Lastly, I have to mention the weird ass Chapter 4 of this book. Seemingly out of nowhere, the ghostwriter decided to intersect multiple characters’ storylines. It goes like this:
- Lila drives off in her Triumph to meet Grace and is almost hit by a motorcycle rider
- The motorcycle rider is Jakki on her way to pick up Nick
- Bruce passes Nick and Jakki on his way to the Box Tree Cafe to meet Pamela
- Bruce throws a single rose he had bought for Pamela out his car window as he thinks of their situation and grows angry about it
- Bruce sees Steven Wakefield drive by him and wonders why he’s in town since Ned is trying to keep him away from the family’s troubles at the moment
- Steven almost runs over a girl who steps in front of his car
- The girl turns out to be Pamela headed in to meet Bruce
- Todd waits to meet Jessica for a movie and sees Mrs. Wakefield’s car across the street, and something red on the hood of her car
- Elizabeth comes outside from a shopping trip with her mom, finds the rose, cradles it in her hand, and starts bawling
All of this is for dramatic effect I suppose, but then they cut to a scene of Margo sitting on the bus thinking about how she drowned “Georgie Porgie” and the effect is kinda ruined.

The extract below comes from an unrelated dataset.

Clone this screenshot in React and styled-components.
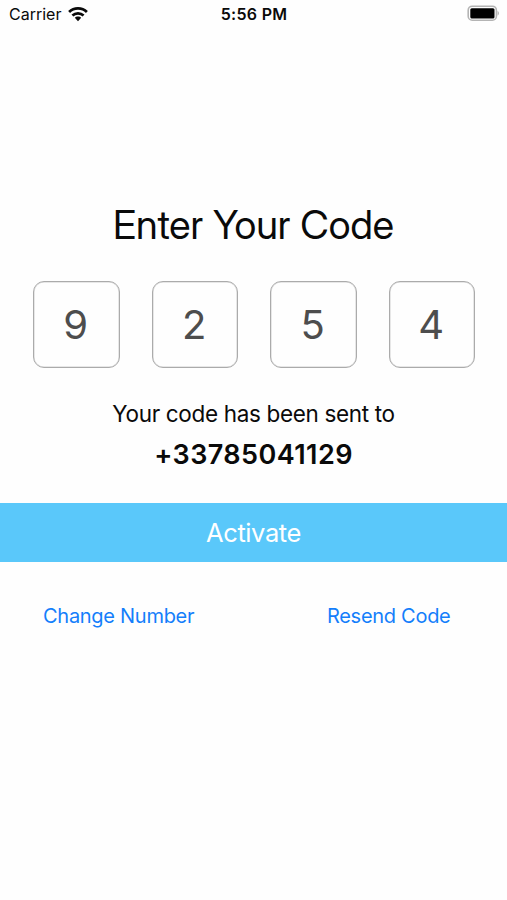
import { memo } from "react";
import styled, { createGlobalStyle } from "styled-components";

const GlobalStyle = createGlobalStyle`
  body {
    margin: 0px;
    background: #fefefe;
  }
`;

const Wrapper = styled.div`
  display: flex;
  flex-direction: column;
  height: 900px;
  overflow: hidden;
  background: #fefefe;
  color: #0a0a0a;
  font-family: Inter, "Liberation Sans", sans-serif;
`;

const StatusBar = styled.div`
  display: grid;
  grid-template-columns: 1fr auto 1fr;
  align-items: center;
  height: 28px;
  padding: 0px 8px 0px 9px;

  .Network {
    display: flex;
    align-items: center;
    gap: 7px;
  }

  .Battery {
    justify-self: end;
    margin-bottom: 1px;
  }
`;

const Text = styled.p`
  margin: 0px;
  text-align: center;
  white-space: nowrap;
  font-size: ${(props) => props.$size};
  font-weight: ${(props) => props.$weight || "400"};
  line-height: ${(props) => props.$line};
  letter-spacing: ${(props) => props.$spacing || "0px"};
`;

const Title = styled(Text)`
  font-family: "Inter Display", Inter, sans-serif;
  font-variation-settings: "opsz" 32;
`;

const Content = styled.div`
  display: flex;
  flex-direction: column;
  padding-top: 172px;
`;

const CodeRow = styled.div`
  display: flex;
  justify-content: space-between;
  padding: 31px 32px 25px 33px;
`;

const CodeBox = styled.div`
  display: flex;
  align-items: center;
  justify-content: center;
  box-sizing: border-box;
  width: 86.5px;
  height: 87px;
  padding-right: 1px;
  border: 1px solid #ababab;
  border-radius: 11px;
  box-shadow: inset 0px 0px 0px 0.5px #d0d0d0;
  color: #4d4d4d;
  font-size: 40px;
`;

const ActivateButton = styled.button`
  height: 59px;
  margin-top: 27px;
  padding: 0px;
  border: none;
  background: #5ac8fa;
  color: white;
  font-family: inherit;
  font-size: 25.5px;
  letter-spacing: -0.4px;
`;

const Links = styled.div`
  display: flex;
  justify-content: space-between;
  padding: 41px 56.5px 0px 43px;
`;

const LinkButton = styled.button`
  padding: 0px;
  border: none;
  background: none;
  color: #147efb;
  font-family: inherit;
  font-size: 20px;
  line-height: 26px;
  letter-spacing: -0.28px;
`;

const WifiIcon = () => (
  <svg width="20" height="15" viewBox="0 0 20 15" fill="none" stroke="#0a0a0a">
    <path d="M1.1 4.9C6 .3 14 .3 18.9 4.9" strokeWidth="2.8" />
    <path d="M4.4 8.5C7.5 5.6 12.5 5.6 15.6 8.5" strokeWidth="2.6" />
    <path
      d="M10 9.5c-1.3 0-2.4.5-3.2 1.3L10 14.2l3.2-3.4c-.8-.8-1.9-1.3-3.2-1.3z"
      fill="#0a0a0a"
      stroke="none"
    />
  </svg>
);

const BatteryIcon = () => (
  <svg className="Battery" width="32" height="17" viewBox="0 0 32 17">
    <rect
      x="1.2"
      y="1.2"
      width="28.2"
      height="14"
      rx="4"
      fill="none"
      stroke="#b4b4b4"
      strokeWidth="1.6"
    />
    <rect x="3.3" y="3.2" width="24.2" height="10.3" rx="1.5" fill="#000" />
    <path d="M30.6 6c1.6.7 1.6 3.8 0 4.5z" fill="#a8a8a8" />
  </svg>
);

const code = ["9", "2", "5", "4"];

const App = () => {
  return (
    <Wrapper>
      <GlobalStyle />
      <StatusBar>
        <div className="Network">
          <Text $size="16px" $line="28px">
            Carrier
          </Text>
          <WifiIcon />
        </div>
        <Text $size="16px" $weight="600" $line="28px" $spacing="0.3px">
          5:56 PM
        </Text>
        <BatteryIcon />
      </StatusBar>
      <Content>
        <Title $size="39.5px" $line="50px" $spacing="-0.03px">
          Enter Your Code
        </Title>
        <CodeRow>
          {code.map((digit, index) => (
            <CodeBox key={index}>{digit}</CodeBox>
          ))}
        </CodeRow>
        <Text $size="22.5px" $line="41px" $spacing="-0.34px">
          Your code has been sent to
        </Text>
        <Text $size="27px" $weight="600" $line="42px" $spacing="0.42px">
          +33785041129
        </Text>
        <ActivateButton>Activate</ActivateButton>
        <Links>
          <LinkButton>Change Number</LinkButton>
          <LinkButton>Resend Code</LinkButton>
        </Links>
      </Content>
    </Wrapper>
  );
};

export default memo(App);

In the back of this book: We have a special excerpt from the first Sweet Valley University book, College Girls. In this excerpt, Jessica quite literally tells herself that she was put on this earth to go to college. No, really, that’s what her purpose in life is. Looking at the events of Sweet Valley Confidential and The Sweet Life, this makes sense to me. She makes fast friends with the sophisticated coffee shop enthusiast Isabella Ricci, who helps fill the void left by a missing Lila – seems Lila might be in Italy or something? Meanwhile, Liz sits in her dorm room by herself crying because Jessica and Enid both had other plans and Todd has disappeared, leaving Liz with nothing to do but feel sorry for herself.
Coming up next: Liz’s trial begins! I’m sure it will be thoroughly realistic and fair.